## Instruction
Each line that holds the word "React" counts once; report how many lines do so and nothing else.

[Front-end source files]
....................

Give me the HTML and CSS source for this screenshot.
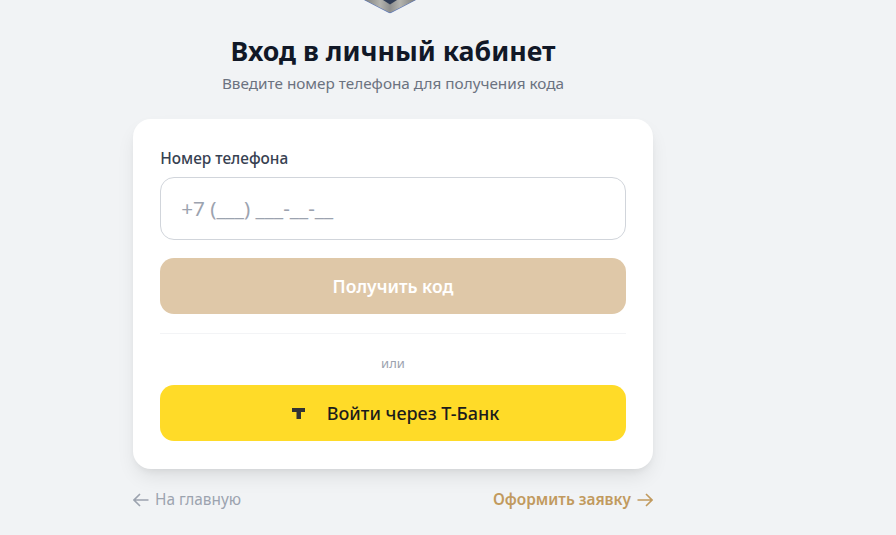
FILE: index.html
```html
<!DOCTYPE html>
<html lang="ru">
<head>
    <meta charset="UTF-8">
    <meta name="viewport" content="width=device-width, initial-scale=1.0">
    <title>Вход в личный кабинет</title>
    <link rel="stylesheet" href="styles.css">
</head>
<body>
    <main class="login">
        <div class="logo">
            <svg width="54" height="14" viewBox="0 0 54 14">
                <defs>
                    <linearGradient id="shield" x1="0" y1="0" x2="1" y2="0">
                        <stop offset="0" stop-color="#7f807f"/>
                        <stop offset=".3" stop-color="#b4b4af"/>
                        <stop offset=".5" stop-color="#8e8f8e"/>
                        <stop offset=".7" stop-color="#b4b4af"/>
                        <stop offset="1" stop-color="#7f807f"/>
                    </linearGradient>
                </defs>
                <path d="M1 0 25.500 12.700Q27 13.600 28.500 12.700L53 0z" fill="#5a76ba"/>
                <path d="M2 0 26 12.300Q27 12.800 28 12.300L52 0z" fill="url(#shield)"/>
                <path d="M20 0 27 4.500 34 0z" fill="#2f3c55"/>
            </svg>
        </div>

        <h1 class="title">Вход в личный кабинет</h1>
        <p class="subtitle">Введите номер телефона для получения кода</p>

        <form class="card">
            <label class="field-label" for="phone">Номер телефона</label>
            <input class="phone-input" id="phone" type="tel" placeholder="+7 (___) ___-__-__">
            <button class="btn btn-code" type="button">Получить код</button>
            <div class="divider"></div>
            <div class="or">или</div>
            <button class="btn btn-tbank" type="button">
                <svg class="tbank-icon" width="13" height="11" viewBox="0 0 13 11">
                    <path d="M0 0h13v4H9v7H4.500V4H0z" fill="#333"/>
                </svg>
                Войти через Т-Банк
            </button>
        </form>

        <div class="links">
            <a class="link link-home" href="#">
                <svg width="16" height="14" viewBox="0 0 16 14" fill="none" stroke="currentColor" stroke-width="1.600">
                    <path d="M15.500 7H1M7 1 1 7l6 6"/>
                </svg>
                На главную
            </a>
            <a class="link link-apply" href="#">
                Оформить заявку
                <svg width="16" height="14" viewBox="0 0 16 14" fill="none" stroke="currentColor" stroke-width="1.600">
                    <path d="M.5 7H15M9 1l6 6-6 6"/>
                </svg>
            </a>
        </div>
    </main>
</body>
</html>
```

FILE: styles.css
```css
* { box-sizing: border-box; }

html, body { height: 100%; overflow: hidden; }

body {
    margin: 0;
    background: #f1f3f5;
    font-family: "Noto Sans", Inter, sans-serif;
    color: #111827;
}

.login {
    width: 520px;
    margin-left: 133px;
}

.logo {
    display: flex;
    justify-content: center;
    height: 14px;
    padding-right: 6px;
}

.title {
    margin: 21px 0 0;
    font-size: 26.700px;
    line-height: 32px;
    font-weight: 700;
    text-align: center;
}

.subtitle {
    margin: 6px 0 0;
    font-size: 15.300px;
    line-height: 20px;
    color: #6b7280;
    text-align: center;
}

.card {
    margin-top: 26px;
    padding: 29px 27.200px 28px;
    height: 350px;
    background: #fff;
    border-radius: 18px;
    box-shadow: 0 10px 20px -3px rgba(0, 0, 0, .09), 0 4px 8px -4px rgba(0, 0, 0, .09);
}

.field-label {
    display: block;
    margin-bottom: 7px;
    font-size: 15.400px;
    line-height: 22px;
    font-weight: 500;
    color: #374151;
}

.phone-input {
    display: block;
    width: 100%;
    height: 62.500px;
    padding: 0 20px;
    border: 1.500px solid #d1d5db;
    border-radius: 14px;
    font-family: inherit;
    font-size: 20.700px;
    color: #111827;
    outline: none;
}

.phone-input::placeholder { color: #9ca3af; opacity: 1; }

.btn {
    display: flex;
    align-items: center;
    justify-content: center;
    width: 100%;
    height: 56px;
    border: 0;
    border-radius: 14px;
    font-family: inherit;
    font-size: 17.500px;
    font-weight: 600;
}

.btn-code {
    margin-top: 18.500px;
    background: #dfc8a8;
    color: #fff;
}

.divider {
    margin-top: 19px;
    height: 1px;
    background: #f3f4f6;
}

.or {
    margin-top: 20px;
    font-size: 13px;
    line-height: 18px;
    color: #9ca3af;
    text-align: center;
}

.btn-tbank {
    margin-top: 13px;
    padding-left: 11px;
    gap: 22px;
    background: #ffdb28;
    color: #1c1c1c;
    font-size: 18px;
    font-weight: 500;
}

.links {
    display: flex;
    justify-content: space-between;
    margin-top: 21px;
}

.link {
    display: flex;
    align-items: center;
    gap: 6px;
    font-size: 15.400px;
    line-height: 20px;
    text-decoration: none;
}

.link-home { color: #9ca3af; }

.link-apply {
    color: #c19a5e;
    font-weight: 600;
}
```
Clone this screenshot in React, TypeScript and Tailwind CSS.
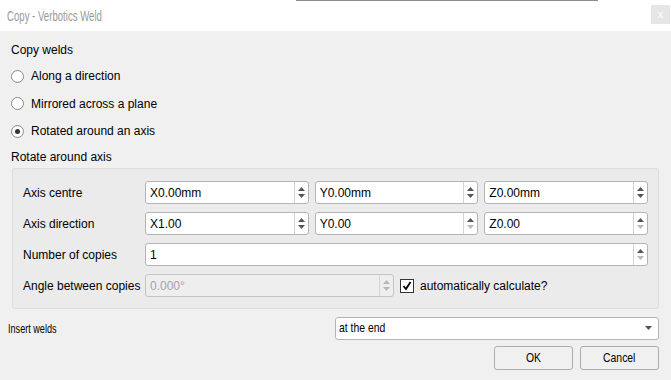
import React from "react";

const font = { fontFamily: '"Liberation Sans", Arial, sans-serif' };

function Arrows({ upOn = true, downOn = true }: { upOn?: boolean; downOn?: boolean }) {
  const on = "#555";
  const off = "#b8b8b8";
  return (
    <div className="flex h-full w-[14px] flex-col items-center justify-center gap-[3px] border-l border-[#d4d4d4]">
      <svg width="7" height="4" viewBox="0 0 7 4">
        <polygon points="0,4 3.5,0 7,4" fill={upOn ? on : off} />
      </svg>
      <svg width="7" height="4" viewBox="0 0 7 4">
        <polygon points="0,0 7,0 3.5,4" fill={downOn ? on : off} />
      </svg>
    </div>
  );
}

function Spin({
  value,
  upOn = true,
  downOn = true,
  disabled = false,
  className = "flex-1",
}: {
  value: string;
  upOn?: boolean;
  downOn?: boolean;
  disabled?: boolean;
  className?: string;
}) {
  return (
    <div
      className={`${className} flex h-[23px] items-center rounded-[3px] border ${
        disabled ? "border-[#c4c4c4] bg-[#eeeeee]" : "border-[#b4b4b4] bg-white"
      }`}
    >
      <div className={`flex-1 pl-[4px] text-[12px] ${disabled ? "text-[#a4a4a4]" : "text-black"}`}>{value}</div>
      <Arrows upOn={upOn} downOn={downOn} />
    </div>
  );
}

function Radio({ label, checked = false }: { label: string; checked?: boolean }) {
  return (
    <div className="flex h-[20px] items-center gap-[7px]">
      <div className="flex h-[13px] w-[13px] items-center justify-center rounded-full border border-[#8a8a8a] bg-white">
        {checked && <div className="h-[5px] w-[5px] rounded-full bg-[#333]" />}
      </div>
      <span className="text-[12px] text-black">{label}</span>
    </div>
  );
}

export default function App() {
  return (
    <div className="flex h-[380px] w-[671px] flex-col overflow-hidden bg-[#f0f0f0]" style={font}>
      {/* title bar */}
      <div className="flex h-[31px] flex-col bg-white">
        <div className="flex h-[1px]">
          <div className="w-[296px]" />
          <div className="w-[302px] bg-[#8c8c8c]" />
        </div>
        <div className="flex flex-1 items-center justify-between pl-[7px] pr-[1px]">
          <span className="origin-left scale-x-[0.62] whitespace-nowrap text-[15.5px] text-[#9a9a9a]">
            Copy - Verbotics Weld
          </span>
          <div className="mb-[3px] flex h-[19px] w-[19px] items-center justify-center bg-[#e6e6e6] text-[11px] text-white">
            x
          </div>
        </div>
      </div>

      <div className="flex flex-col px-[11px] pt-[11px]">
        <div className="h-[16px] text-[12px] leading-[16px] text-black">Copy welds</div>
        <div className="mt-[8px] flex flex-col gap-[7.5px]">
          <Radio label="Along a direction" />
          <Radio label="Mirrored across a plane" />
          <Radio label="Rotated around an axis" checked />
        </div>
        <div className="mt-[8px] h-[16px] text-[12px] leading-[16px] text-black">Rotate around axis</div>
      </div>

      <div className="ml-[12px] mr-[12px] mt-[3px] flex h-[141px] flex-col gap-[8px] rounded-[3px] border border-[#dcdcdc] bg-[#ebebeb] pl-[10px] pr-[10px] pt-[12px]">
        <div className="flex items-center">
          <div className="w-[122px] text-[12px] text-black">Axis centre</div>
          <div className="flex flex-1 gap-[6px]">
            <Spin value="X0.00mm" />
            <Spin value="Y0.00mm" />
            <Spin value="Z0.00mm" />
          </div>
        </div>
        <div className="flex items-center">
          <div className="w-[122px] text-[12px] text-black">Axis direction</div>
          <div className="flex flex-1 gap-[6px]">
            <Spin value="X1.00" />
            <Spin value="Y0.00" downOn={false} />
            <Spin value="Z0.00" downOn={false} />
          </div>
        </div>
        <div className="flex items-center">
          <div className="w-[122px] text-[12px] text-black">Number of copies</div>
          <Spin value="1" downOn={false} />
        </div>
        <div className="flex items-center">
          <div className="w-[122px] whitespace-nowrap text-[12px] text-black">Angle between copies</div>
          <Spin value="0.000°" disabled upOn={false} downOn={false} className="w-[249px]" />
          <div className="ml-[6px] flex h-[14px] w-[14px] items-center justify-center border border-[#333] bg-white">
            <svg width="10" height="10" viewBox="0 0 10 10">
              <path d="M1.5 5 L4 8 L8.5 1" stroke="#000" strokeWidth="1.8" fill="none" />
            </svg>
          </div>
          <span className="ml-[6px] text-[12px] text-black">automatically calculate?</span>
        </div>
      </div>

      <div className="mt-[7px] flex items-center pl-[8px] pr-[12px]">
        <div className="flex-1">
          <span className="inline-block origin-left scale-x-[0.7] whitespace-nowrap text-[13px] text-black">
            Insert welds
          </span>
        </div>
        <div className="flex h-[23px] w-[324px] items-center justify-between rounded-[3px] border border-[#b4b4b4] bg-white pl-[3px] pr-[6px]">
          <span className="inline-block origin-left scale-x-[0.8] whitespace-nowrap text-[13px] text-black">at the end</span>
          <svg width="7" height="4" viewBox="0 0 7 4">
            <polygon points="0,0 7,0 3.5,4" fill="#555" />
          </svg>
        </div>
      </div>

      <div className="mt-[6px] flex justify-end gap-[7px] pr-[12px]">
        <div className="flex h-[24px] w-[79px] items-center justify-center rounded-[3px] border border-[#adadad] bg-[#f0f0f0]">
          <span className="inline-block scale-x-[0.8] text-[13px] text-black">OK</span>
        </div>
        <div className="flex h-[24px] w-[79px] items-center justify-center rounded-[3px] border border-[#adadad] bg-[#f0f0f0]">
          <span className="inline-block scale-x-[0.8] text-[13px] text-black">Cancel</span>
        </div>
      </div>
    </div>
  );
}
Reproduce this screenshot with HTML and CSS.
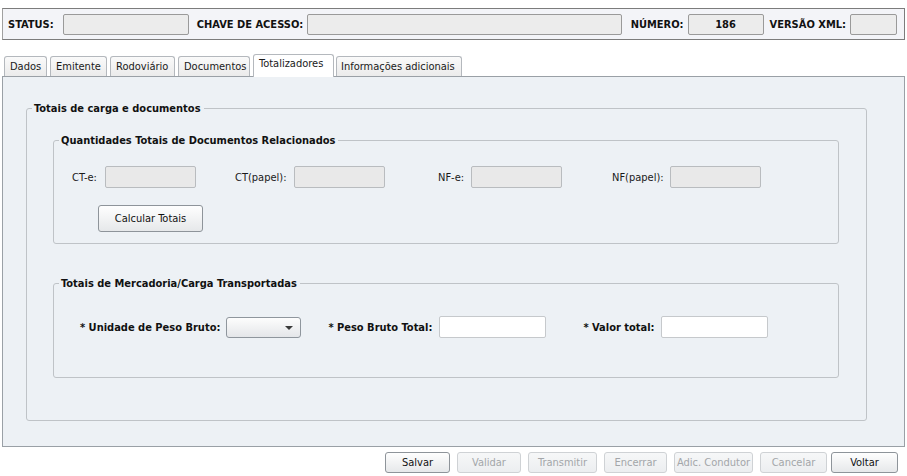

....................

## The result
2